My hiking boots were also an issue. My first two (cheaper) choices were rejected immediately by the sales rep. “Your feet will be wet, there is only goretex here, on this portion.” When a suitable pair was found, I was instructed to go home, blow-dry the leather until it was hot and the pores had opened up, and to then apply wax thoroughly – better twice. If not, the leather would crack. At this point Antje turned the boots over and asked (in German) if the soles would need replacing at some point. “Yes, you will have to replace the soles in ten years, there is absolutely no question.” The sales rep turned to me. After using these boots, he explained, for example on my first extended trek, I was to put the nozzle of a faucet inside and fill them to the top with ice-cold water. I asked if he could repeat that sentence in English for me. He did, and it registered the same. I asked him if he could maybe explain why I had to fill my boots with ice-cold water, what the purpose of that was. “Because this way,” he explained, “if there are any sodium crystals from your sweat then you can wash them out.
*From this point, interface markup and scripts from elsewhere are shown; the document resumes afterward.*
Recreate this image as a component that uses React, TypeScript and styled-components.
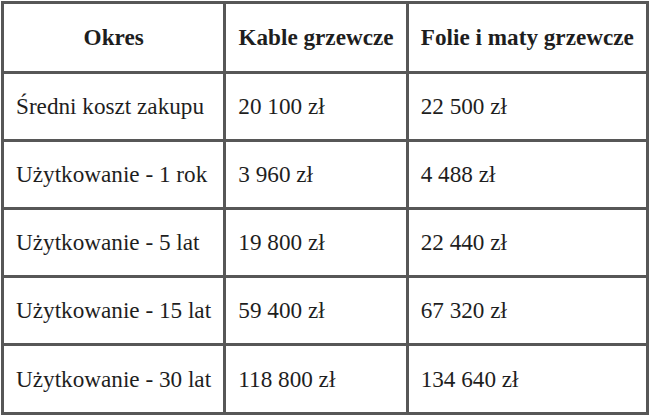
import React from 'react';
import styled, { createGlobalStyle } from 'styled-components';

const serif = `"Liberation Serif", Tinos, "Times New Roman", serif`

const GlobalStyle = createGlobalStyle`
  body {
    margin: 0;
    background: #ffffff;
  }
`

const Table = styled.table`
  font-family: ${serif};
  border-collapse: collapse;
  margin: 1px;
  width: 648px;
  color: #1e1e1e;
`

const TH = styled.th<{ $width: number }>`
  border: 3px solid #575757;
  width: ${p => p.$width}px;
  height: 67px;
  padding: 0 12px;
  font-size: 23.2px;
  font-weight: 700;
  text-align: center;
  white-space: nowrap;
`

const TD = styled.td`
  border: 3px solid #575757;
  height: 65px;
  padding: 0 12px;
  font-size: 23.2px;
  text-align: left;
  white-space: nowrap;
  tr:last-child > & {
    height: 66px;
  }
`

const cols = [
  { title: 'Okres', width: 224 },
  { title: 'Kable grzewcze', width: 180 },
  { title: 'Folie i maty grzewcze', width: 242 },
]

const rows = [
  ['Średni koszt zakupu', '20 100 zł', '22 500 zł'],
  ['Użytkowanie - 1 rok', '3 960 zł', '4 488 zł'],
  ['Użytkowanie - 5 lat', '19 800 zł', '22 440 zł'],
  ['Użytkowanie - 15 lat', '59 400 zł', '67 320 zł'],
  ['Użytkowanie - 30 lat', '118 800 zł', '134 640 zł'],
]

export default function App() {
  return (
    <>
      <GlobalStyle />
      <Table>
        <tbody>
          <tr>
            {cols.map((item, index) => <TH key={index} $width={item.width}>{item.title}</TH>)}
          </tr>
          {rows.map((row, index) =>
            <tr key={index}>
              {row.map((cell, i) => <TD key={i}>{cell}</TD>)}
            </tr>
          )}
        </tbody>
      </Table>
    </>
  )
}
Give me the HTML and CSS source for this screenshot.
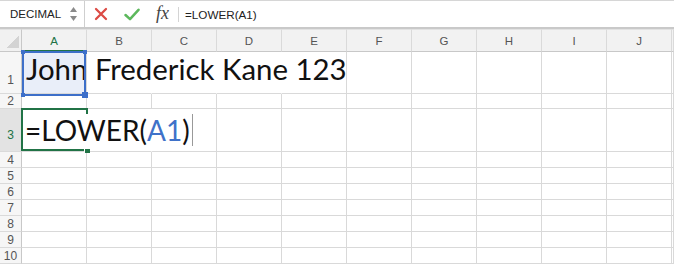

If you do not then they will eat away the material inside.” Oh. That also reminded me: we should buy some hiking socks. I mentioned as much to Antje, who added that they should be seamless. Once, when she was in Norway on a scouts trip, her socks weren’t seamless and her toenails fell off.

Besides the fact that no one at REI would have been able to casually switch over into German to explain such a relevant product concern as the one above – “Lieber auf Deutsch?” – there’s another difference here. Had the REI employee even learned about that little sodium-related detail, he would have forgotten it, marijuana would have borrowed it from him. And it wouldn’t have mattered.

Because at REI the customer is KING, and if a king fills his boots with ice-cold water, it’s only because he wants to, because he’s never tried it before – not because it’s necessary. At REI, if Customer picks something up, it is perfect for him, it becomes pure gold, and he should buy it immediately. The employee is to the customer what a cloud is for an angel.

So if REI lets you sell yourself, goes along for the ride, and then rewards you for it at the end of each fiscal year, Globetrotter says the word “Qualität” until you begin to believe. Why buy low-quality “Scheisse,” anyway? What am I, a loser?